## Begin

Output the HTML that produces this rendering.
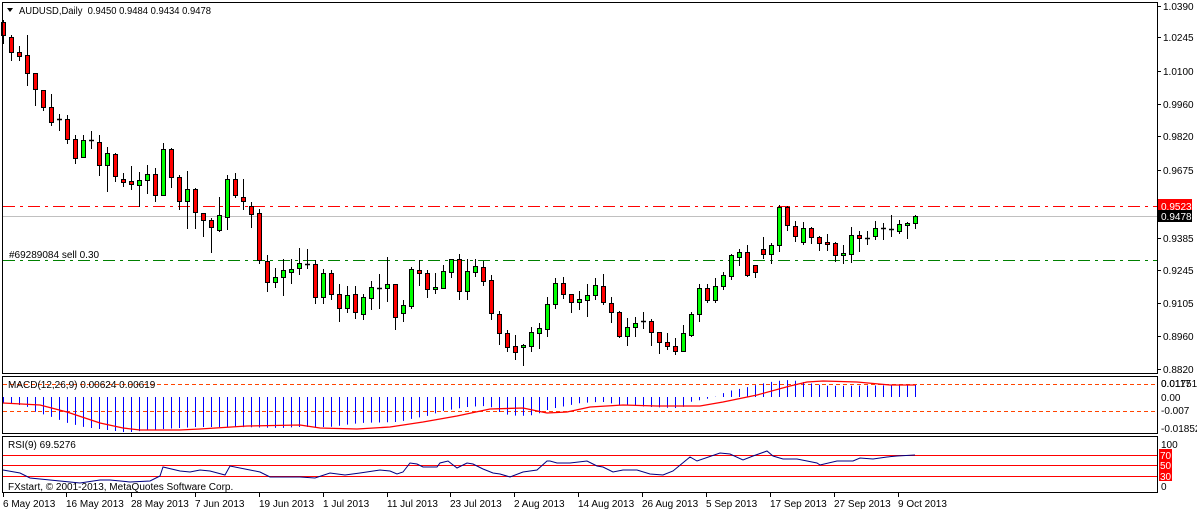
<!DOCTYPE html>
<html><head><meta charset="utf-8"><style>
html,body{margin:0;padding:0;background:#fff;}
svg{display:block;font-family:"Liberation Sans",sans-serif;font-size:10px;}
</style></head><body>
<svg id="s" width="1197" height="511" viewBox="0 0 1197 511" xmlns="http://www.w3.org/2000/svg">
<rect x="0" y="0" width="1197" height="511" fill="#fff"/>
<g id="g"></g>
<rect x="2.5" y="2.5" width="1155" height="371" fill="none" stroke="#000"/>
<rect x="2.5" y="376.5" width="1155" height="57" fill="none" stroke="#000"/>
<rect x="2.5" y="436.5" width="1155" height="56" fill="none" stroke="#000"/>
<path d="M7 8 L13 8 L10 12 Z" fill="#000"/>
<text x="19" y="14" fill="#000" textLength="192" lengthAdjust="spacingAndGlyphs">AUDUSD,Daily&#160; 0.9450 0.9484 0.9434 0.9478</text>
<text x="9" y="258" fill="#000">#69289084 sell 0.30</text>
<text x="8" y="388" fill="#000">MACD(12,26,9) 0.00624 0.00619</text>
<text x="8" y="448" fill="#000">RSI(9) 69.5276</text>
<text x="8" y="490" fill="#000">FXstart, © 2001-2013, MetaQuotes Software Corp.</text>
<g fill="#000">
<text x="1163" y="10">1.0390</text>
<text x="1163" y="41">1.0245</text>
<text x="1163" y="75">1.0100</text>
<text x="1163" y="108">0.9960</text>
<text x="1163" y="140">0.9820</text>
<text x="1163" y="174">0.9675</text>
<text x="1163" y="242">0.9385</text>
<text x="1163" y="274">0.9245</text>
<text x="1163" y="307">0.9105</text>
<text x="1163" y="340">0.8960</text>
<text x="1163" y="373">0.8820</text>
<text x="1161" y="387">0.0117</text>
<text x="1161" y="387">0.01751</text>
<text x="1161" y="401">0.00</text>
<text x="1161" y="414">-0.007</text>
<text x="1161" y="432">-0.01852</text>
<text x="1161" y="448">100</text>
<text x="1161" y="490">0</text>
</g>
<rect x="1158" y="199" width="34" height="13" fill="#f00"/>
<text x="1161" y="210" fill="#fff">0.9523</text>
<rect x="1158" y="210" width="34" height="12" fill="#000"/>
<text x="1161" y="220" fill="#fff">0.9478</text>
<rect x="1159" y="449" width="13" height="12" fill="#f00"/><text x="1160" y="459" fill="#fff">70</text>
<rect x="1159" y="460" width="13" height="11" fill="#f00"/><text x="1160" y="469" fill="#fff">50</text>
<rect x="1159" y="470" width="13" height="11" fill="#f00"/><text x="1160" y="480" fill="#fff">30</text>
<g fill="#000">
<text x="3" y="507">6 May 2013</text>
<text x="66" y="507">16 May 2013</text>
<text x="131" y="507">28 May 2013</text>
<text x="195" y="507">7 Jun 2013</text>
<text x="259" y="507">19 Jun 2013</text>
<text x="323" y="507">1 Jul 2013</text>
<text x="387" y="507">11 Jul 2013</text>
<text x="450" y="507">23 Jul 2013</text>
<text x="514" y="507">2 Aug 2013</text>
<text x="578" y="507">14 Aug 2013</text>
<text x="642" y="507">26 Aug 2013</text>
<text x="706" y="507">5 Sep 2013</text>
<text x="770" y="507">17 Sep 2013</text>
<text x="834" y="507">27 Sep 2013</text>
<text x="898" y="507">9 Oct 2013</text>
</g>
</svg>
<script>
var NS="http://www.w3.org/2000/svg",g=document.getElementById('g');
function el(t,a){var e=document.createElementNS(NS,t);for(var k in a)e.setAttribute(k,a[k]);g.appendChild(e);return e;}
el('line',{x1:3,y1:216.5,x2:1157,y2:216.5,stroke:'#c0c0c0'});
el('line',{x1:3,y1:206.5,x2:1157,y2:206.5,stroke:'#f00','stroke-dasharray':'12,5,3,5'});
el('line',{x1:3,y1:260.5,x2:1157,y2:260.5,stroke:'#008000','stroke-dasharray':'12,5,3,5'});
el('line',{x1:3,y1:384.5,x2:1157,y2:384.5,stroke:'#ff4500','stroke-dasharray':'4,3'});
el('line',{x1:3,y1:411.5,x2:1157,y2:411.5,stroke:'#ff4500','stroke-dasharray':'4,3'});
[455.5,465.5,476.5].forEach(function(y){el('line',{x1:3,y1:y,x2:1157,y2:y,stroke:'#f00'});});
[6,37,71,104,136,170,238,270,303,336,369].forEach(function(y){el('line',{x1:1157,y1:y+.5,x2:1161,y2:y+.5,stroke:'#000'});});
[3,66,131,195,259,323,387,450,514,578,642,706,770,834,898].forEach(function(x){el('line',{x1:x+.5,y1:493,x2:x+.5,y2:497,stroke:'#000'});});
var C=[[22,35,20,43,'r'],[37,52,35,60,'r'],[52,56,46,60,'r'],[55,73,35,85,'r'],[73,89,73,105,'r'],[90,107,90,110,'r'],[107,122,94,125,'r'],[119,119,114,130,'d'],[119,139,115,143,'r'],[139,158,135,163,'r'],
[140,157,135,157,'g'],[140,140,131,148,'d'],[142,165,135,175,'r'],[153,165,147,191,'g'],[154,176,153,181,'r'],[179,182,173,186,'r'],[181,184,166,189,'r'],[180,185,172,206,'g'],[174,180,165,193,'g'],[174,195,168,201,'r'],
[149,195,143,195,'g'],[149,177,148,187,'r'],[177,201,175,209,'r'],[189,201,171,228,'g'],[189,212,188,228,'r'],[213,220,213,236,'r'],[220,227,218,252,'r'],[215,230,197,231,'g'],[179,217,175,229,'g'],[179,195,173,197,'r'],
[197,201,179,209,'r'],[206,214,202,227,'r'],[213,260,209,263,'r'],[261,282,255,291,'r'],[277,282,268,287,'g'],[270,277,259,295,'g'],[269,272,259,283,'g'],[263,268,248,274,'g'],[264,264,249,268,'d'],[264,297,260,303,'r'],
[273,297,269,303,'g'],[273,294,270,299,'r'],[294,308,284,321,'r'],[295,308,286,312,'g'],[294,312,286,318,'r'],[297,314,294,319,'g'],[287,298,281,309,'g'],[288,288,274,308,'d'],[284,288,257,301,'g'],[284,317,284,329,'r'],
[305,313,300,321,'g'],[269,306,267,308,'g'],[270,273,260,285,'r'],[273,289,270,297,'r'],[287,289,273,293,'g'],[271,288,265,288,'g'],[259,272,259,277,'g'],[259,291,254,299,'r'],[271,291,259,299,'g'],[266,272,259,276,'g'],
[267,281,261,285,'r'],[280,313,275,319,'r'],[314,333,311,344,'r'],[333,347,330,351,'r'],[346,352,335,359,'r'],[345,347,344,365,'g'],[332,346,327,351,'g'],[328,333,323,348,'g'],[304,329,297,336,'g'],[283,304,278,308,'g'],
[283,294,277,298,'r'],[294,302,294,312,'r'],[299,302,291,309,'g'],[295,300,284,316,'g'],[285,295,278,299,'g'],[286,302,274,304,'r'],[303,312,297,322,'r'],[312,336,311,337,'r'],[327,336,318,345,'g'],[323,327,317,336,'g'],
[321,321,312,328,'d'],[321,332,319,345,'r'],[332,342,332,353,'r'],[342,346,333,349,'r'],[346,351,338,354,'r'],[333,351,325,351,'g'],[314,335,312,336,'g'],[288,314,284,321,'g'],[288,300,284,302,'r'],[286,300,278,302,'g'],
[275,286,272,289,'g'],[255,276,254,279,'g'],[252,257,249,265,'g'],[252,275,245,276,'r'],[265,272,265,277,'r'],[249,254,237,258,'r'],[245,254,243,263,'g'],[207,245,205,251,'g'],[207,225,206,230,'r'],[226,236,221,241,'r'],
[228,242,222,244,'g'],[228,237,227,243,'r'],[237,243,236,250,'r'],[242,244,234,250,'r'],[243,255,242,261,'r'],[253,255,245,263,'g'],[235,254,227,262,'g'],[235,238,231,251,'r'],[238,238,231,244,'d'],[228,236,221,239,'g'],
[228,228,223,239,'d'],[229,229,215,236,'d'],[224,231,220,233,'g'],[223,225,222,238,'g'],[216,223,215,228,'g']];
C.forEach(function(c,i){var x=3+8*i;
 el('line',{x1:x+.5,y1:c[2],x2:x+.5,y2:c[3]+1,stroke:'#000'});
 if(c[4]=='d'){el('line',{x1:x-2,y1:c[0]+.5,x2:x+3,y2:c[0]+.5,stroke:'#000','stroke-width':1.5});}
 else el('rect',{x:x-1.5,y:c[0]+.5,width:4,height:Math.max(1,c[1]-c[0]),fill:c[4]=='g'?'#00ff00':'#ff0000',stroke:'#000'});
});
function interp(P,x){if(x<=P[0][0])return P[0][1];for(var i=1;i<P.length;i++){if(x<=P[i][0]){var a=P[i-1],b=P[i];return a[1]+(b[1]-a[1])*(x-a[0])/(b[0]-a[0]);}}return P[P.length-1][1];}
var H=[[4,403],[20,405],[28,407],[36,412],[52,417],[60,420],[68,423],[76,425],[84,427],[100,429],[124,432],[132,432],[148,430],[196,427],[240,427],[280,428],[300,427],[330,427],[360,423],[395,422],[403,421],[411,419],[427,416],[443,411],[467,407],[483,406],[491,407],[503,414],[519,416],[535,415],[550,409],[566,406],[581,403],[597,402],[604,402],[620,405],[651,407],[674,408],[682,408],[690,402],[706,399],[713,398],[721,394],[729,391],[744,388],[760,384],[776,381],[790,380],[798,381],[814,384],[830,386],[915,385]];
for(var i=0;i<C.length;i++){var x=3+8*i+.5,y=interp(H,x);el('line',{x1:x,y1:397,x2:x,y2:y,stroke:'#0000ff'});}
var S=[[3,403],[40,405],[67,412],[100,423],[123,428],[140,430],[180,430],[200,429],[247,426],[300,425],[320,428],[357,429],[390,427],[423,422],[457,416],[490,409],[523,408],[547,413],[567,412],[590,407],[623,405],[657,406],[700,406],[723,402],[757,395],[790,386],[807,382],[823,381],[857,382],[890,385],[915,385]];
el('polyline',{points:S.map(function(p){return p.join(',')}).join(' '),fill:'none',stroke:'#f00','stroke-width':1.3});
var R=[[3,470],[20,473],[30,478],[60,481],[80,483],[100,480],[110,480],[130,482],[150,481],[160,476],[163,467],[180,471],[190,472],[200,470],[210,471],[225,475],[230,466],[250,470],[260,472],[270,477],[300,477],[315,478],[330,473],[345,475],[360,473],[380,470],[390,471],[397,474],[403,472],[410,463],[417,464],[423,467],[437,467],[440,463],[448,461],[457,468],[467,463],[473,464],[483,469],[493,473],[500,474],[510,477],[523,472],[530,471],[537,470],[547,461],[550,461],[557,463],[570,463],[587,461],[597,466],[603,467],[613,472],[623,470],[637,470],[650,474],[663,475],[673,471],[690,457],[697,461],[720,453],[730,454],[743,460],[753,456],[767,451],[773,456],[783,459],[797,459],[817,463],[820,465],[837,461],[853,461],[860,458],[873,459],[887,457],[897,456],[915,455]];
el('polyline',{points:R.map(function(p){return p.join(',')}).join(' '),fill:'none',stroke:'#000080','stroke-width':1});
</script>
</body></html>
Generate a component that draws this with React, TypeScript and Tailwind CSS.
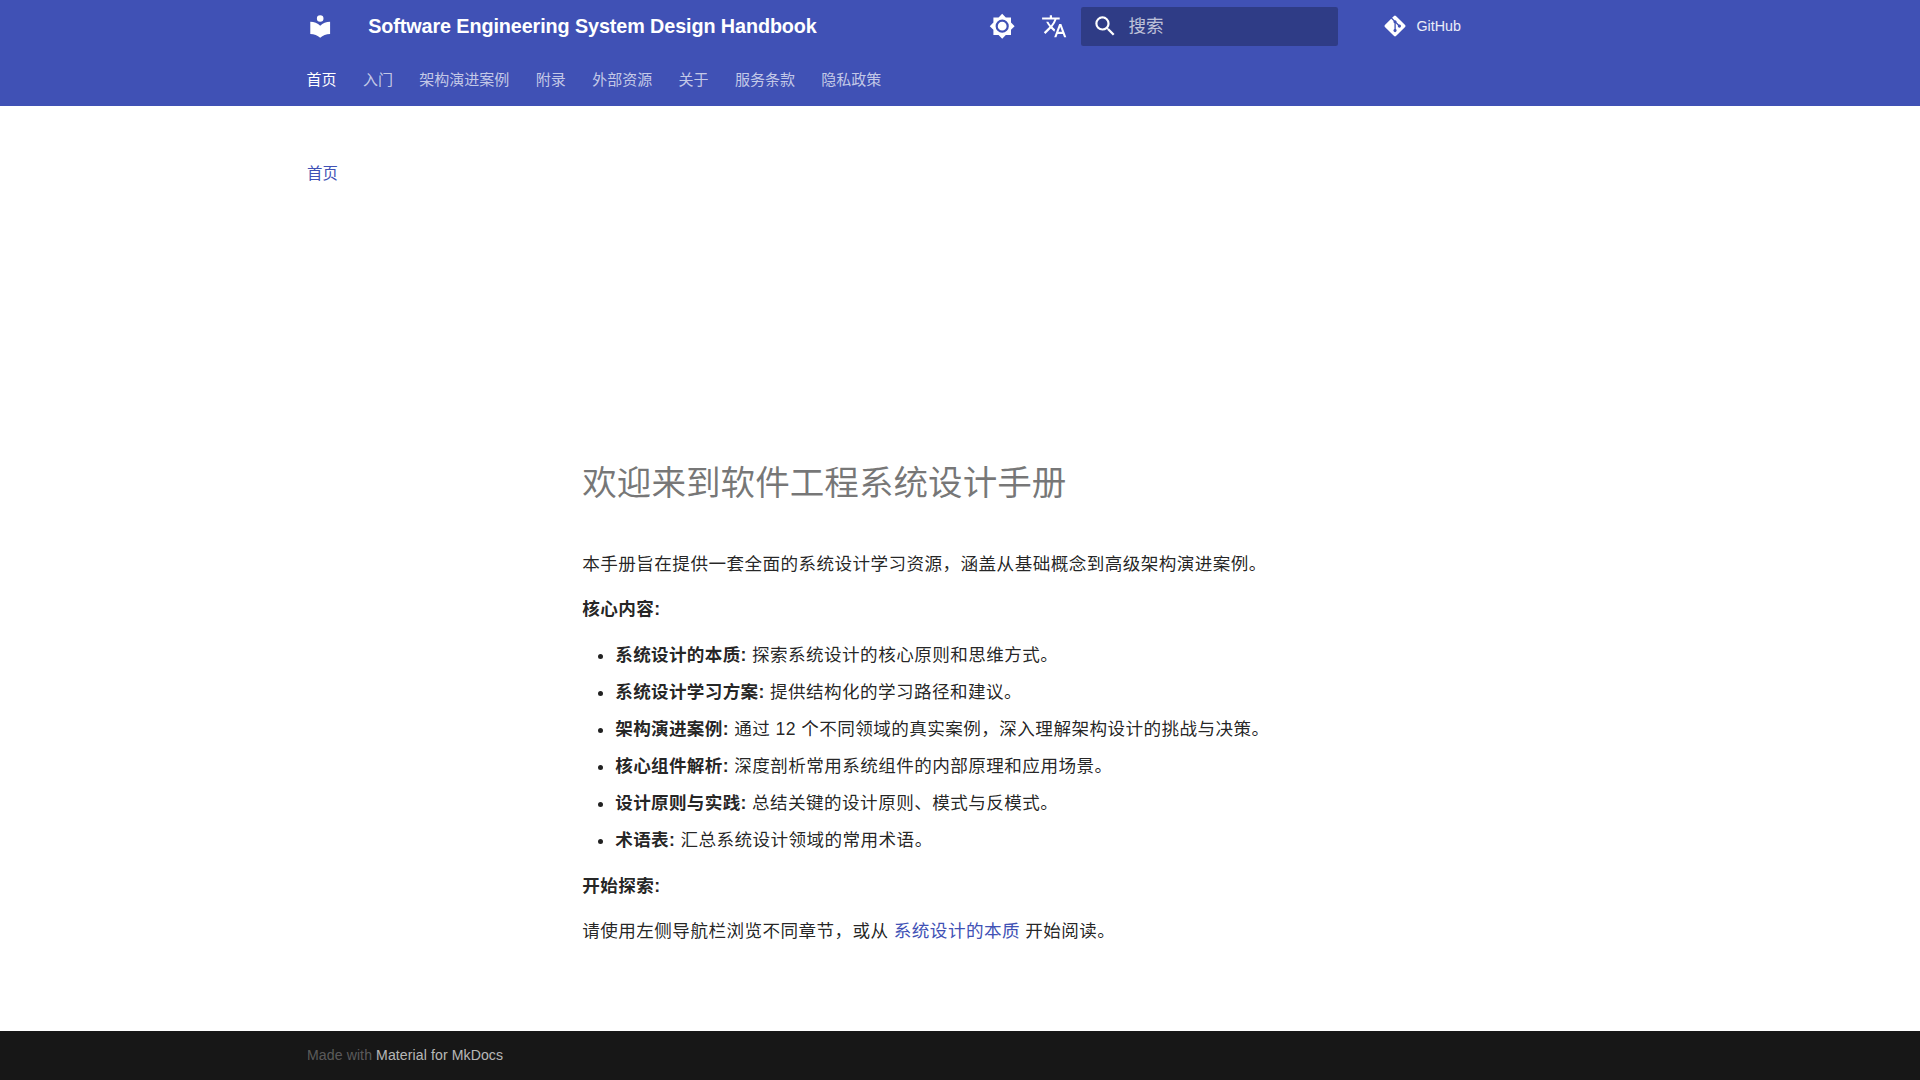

## End

Task details:
Isolate the lines above that contain the word "this" and copy them.

Problem solution:
Output the HTML that produces this rendering.
Generate a component that draws this with React, TypeScript and Tailwind CSS.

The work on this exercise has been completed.